Streamflow prediction in ungauged catchments using copula‐based dissimilarity measures

Abstract

There are many procedures in the available literature to perform prediction in ungauged basins. Commonly, the Euclidean metric is used as a proxy of the hydrologic dissimilarity. Here we propose a procedure to find a metric on the basis of dissimilarity measures that are estimated from pairwise empirical copula densities of runoff. A metric is then defined in an transformed space of basin descriptors, whose parameterization is obtained with a variance reducing technique. A hydrologic model was run in an ungauged basin with sets of global parameters obtained from the k nearest neighboring donor basins using various metrics to take into account the uncertainty of its parameterization. Hydrologic model parameters were regionalized with a multiscale parameter regionalization technique whose transfer function parameters were found via calibration.
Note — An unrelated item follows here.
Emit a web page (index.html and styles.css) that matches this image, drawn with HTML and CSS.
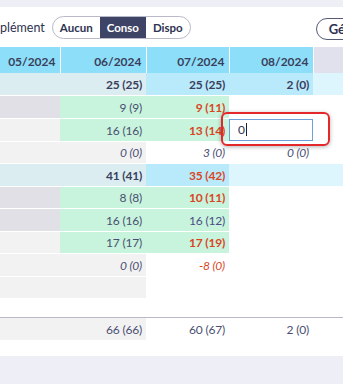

The streamflow in an ungauged basin was found as an ensemble streamflow prediction to account for the uncertainties of the transfer function parameters as well as those to define the metric. This technique was applied in 38 German basins ranging in size from 70 to 4000 km2. For each basin, a number of catchment descriptors and several climatic indices were quantified, e.g., mean slope, aspect, shape factor, mean elevation, and mean monthly temperature in January, among others. Daily streamflow time series correspond to the period from 1961 to 2000. Simulated daily discharge was validated with a Jackknife cross‐validation technique. Nash‐Sutcliffe efficiencies obtained in this way ranged between 0.76 and 0.86. These results suggested that the proposed technique would produce reasonable results in ungauged basins.